## Begin Data provided

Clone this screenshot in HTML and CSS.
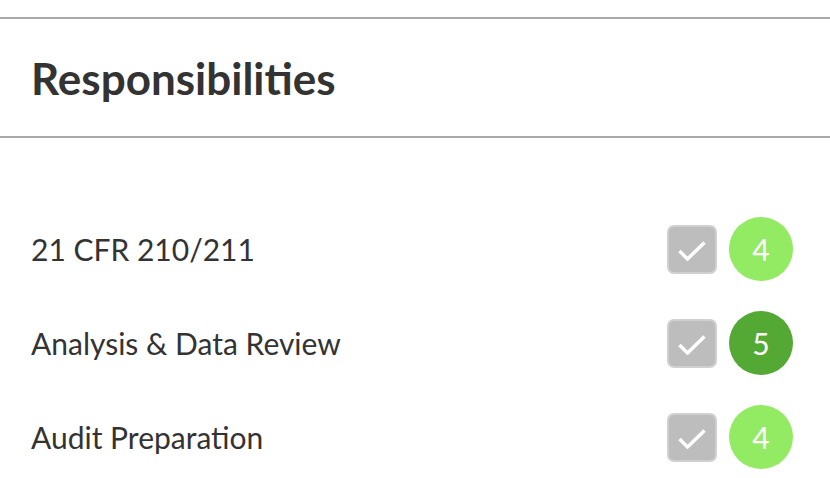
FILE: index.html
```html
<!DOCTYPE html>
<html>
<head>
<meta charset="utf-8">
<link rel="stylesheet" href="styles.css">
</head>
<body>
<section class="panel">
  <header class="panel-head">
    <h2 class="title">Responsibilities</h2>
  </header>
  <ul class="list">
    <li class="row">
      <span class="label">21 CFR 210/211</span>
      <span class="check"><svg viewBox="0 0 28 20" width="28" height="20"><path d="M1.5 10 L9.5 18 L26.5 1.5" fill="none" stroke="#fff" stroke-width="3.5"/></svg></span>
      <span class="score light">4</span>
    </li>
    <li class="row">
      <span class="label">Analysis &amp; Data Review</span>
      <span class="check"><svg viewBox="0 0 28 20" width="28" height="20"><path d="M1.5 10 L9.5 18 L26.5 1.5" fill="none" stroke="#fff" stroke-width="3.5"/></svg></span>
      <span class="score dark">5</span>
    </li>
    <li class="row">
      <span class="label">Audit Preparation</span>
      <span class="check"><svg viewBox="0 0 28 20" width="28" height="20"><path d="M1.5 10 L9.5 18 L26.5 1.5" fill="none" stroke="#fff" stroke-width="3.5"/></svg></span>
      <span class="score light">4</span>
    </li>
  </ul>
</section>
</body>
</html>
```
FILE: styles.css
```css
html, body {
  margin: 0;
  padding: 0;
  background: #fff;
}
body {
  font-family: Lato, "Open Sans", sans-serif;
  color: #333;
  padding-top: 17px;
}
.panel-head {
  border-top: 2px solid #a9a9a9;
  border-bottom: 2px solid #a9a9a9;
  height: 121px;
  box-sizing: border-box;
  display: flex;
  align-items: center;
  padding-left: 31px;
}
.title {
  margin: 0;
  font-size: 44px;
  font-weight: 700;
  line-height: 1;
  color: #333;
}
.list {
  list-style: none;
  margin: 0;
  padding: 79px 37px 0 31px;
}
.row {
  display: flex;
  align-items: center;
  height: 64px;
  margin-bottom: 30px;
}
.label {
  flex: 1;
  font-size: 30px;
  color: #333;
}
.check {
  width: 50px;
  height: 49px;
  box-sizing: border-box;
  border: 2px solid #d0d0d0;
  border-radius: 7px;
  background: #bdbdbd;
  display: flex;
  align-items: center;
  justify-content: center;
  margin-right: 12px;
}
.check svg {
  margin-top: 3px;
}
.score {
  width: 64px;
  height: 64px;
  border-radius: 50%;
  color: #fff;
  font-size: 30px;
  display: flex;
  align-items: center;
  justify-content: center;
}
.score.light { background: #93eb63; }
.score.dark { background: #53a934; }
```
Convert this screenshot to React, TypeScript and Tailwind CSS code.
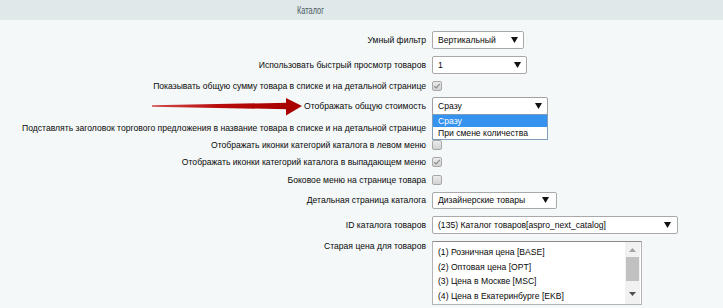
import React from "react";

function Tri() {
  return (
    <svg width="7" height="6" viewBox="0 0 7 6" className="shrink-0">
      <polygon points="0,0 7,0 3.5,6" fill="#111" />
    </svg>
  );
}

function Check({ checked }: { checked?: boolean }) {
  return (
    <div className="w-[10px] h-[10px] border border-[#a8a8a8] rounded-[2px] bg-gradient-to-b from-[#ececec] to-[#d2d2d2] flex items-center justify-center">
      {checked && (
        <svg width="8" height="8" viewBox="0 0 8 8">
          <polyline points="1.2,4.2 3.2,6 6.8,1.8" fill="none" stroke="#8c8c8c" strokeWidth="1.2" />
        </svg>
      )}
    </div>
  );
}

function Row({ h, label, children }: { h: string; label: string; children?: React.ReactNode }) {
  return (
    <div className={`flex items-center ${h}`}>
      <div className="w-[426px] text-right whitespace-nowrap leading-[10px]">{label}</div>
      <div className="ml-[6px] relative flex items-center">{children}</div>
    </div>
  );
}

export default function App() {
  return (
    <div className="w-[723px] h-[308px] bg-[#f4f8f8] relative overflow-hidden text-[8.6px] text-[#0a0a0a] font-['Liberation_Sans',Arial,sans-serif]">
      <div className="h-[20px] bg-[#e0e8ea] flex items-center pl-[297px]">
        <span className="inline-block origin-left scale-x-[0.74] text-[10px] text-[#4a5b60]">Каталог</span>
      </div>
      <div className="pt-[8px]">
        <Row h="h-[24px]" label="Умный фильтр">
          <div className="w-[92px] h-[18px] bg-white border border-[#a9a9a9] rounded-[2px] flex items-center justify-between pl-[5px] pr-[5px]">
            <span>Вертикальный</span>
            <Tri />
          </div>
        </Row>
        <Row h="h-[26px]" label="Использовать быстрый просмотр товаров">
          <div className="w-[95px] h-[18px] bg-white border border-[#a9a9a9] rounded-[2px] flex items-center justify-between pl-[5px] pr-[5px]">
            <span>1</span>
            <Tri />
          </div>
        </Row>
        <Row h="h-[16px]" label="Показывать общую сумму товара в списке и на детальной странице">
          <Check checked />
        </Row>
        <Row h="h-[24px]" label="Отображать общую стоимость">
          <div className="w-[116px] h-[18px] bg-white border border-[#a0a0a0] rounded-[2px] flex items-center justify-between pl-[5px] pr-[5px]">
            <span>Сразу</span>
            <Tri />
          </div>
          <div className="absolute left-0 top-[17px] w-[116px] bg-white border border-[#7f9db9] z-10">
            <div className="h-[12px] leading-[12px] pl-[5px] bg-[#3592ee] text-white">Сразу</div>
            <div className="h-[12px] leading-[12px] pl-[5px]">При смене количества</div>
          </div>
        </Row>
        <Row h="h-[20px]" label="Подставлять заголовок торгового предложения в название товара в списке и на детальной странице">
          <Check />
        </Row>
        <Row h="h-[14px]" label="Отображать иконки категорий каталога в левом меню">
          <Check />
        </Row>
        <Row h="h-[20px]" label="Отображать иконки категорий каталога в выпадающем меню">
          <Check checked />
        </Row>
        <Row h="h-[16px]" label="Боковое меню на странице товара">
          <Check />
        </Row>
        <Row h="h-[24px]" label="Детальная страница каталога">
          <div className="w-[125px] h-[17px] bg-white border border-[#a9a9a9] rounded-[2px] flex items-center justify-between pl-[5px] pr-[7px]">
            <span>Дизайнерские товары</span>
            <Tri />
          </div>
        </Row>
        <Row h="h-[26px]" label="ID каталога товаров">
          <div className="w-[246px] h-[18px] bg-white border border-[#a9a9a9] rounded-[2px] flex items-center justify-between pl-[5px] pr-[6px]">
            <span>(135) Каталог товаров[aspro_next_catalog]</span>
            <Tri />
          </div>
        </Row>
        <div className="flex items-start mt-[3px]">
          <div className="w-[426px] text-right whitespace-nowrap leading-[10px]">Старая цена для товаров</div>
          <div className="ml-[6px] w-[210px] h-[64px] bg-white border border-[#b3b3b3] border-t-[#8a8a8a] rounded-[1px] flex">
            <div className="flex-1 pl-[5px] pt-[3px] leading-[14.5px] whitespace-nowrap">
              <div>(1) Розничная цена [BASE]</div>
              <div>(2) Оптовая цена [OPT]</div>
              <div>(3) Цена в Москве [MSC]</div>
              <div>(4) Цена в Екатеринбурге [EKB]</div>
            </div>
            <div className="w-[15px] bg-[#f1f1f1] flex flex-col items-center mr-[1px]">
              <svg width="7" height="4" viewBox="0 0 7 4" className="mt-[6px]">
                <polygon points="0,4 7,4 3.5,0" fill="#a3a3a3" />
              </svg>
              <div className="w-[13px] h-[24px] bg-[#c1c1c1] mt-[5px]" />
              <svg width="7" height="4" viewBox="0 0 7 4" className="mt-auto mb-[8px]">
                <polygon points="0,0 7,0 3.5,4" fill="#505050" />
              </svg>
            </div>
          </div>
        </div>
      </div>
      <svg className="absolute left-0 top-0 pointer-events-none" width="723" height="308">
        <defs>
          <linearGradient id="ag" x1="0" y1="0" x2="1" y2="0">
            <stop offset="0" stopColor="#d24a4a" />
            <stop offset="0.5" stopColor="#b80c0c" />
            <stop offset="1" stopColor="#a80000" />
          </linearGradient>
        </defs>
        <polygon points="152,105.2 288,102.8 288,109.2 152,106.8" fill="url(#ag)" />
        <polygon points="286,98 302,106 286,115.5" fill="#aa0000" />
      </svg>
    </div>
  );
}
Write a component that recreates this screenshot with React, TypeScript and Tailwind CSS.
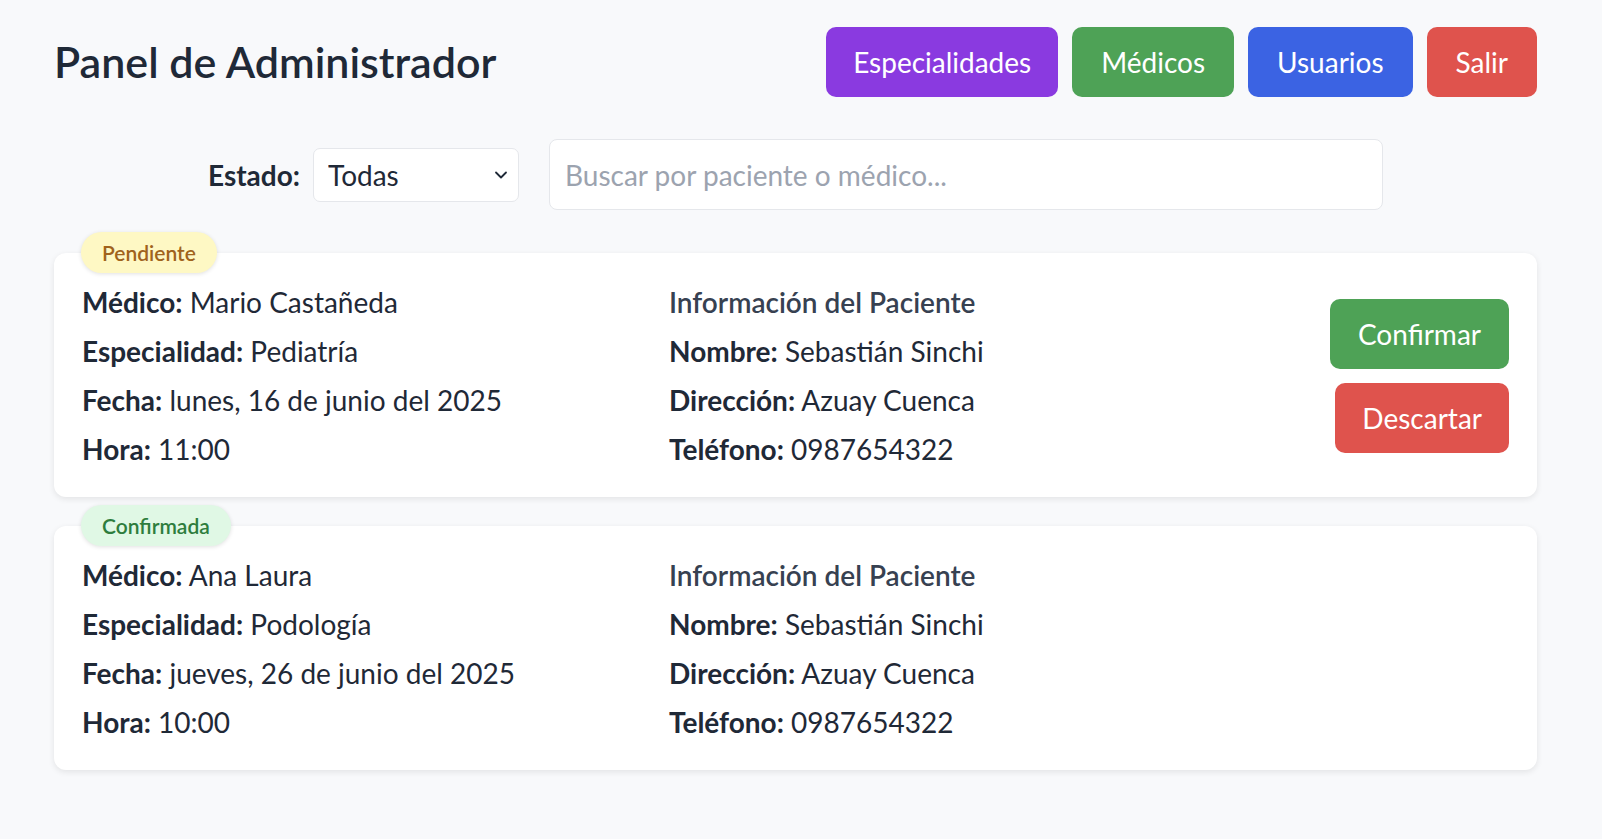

## End Data provided

The task » Scan the data above and copy every line with "TypeScript" in it.

Result »
Convert this screenshot to React, TypeScript and Tailwind CSS code.
Write a component that recreates this screenshot with React, TypeScript and Tailwind CSS.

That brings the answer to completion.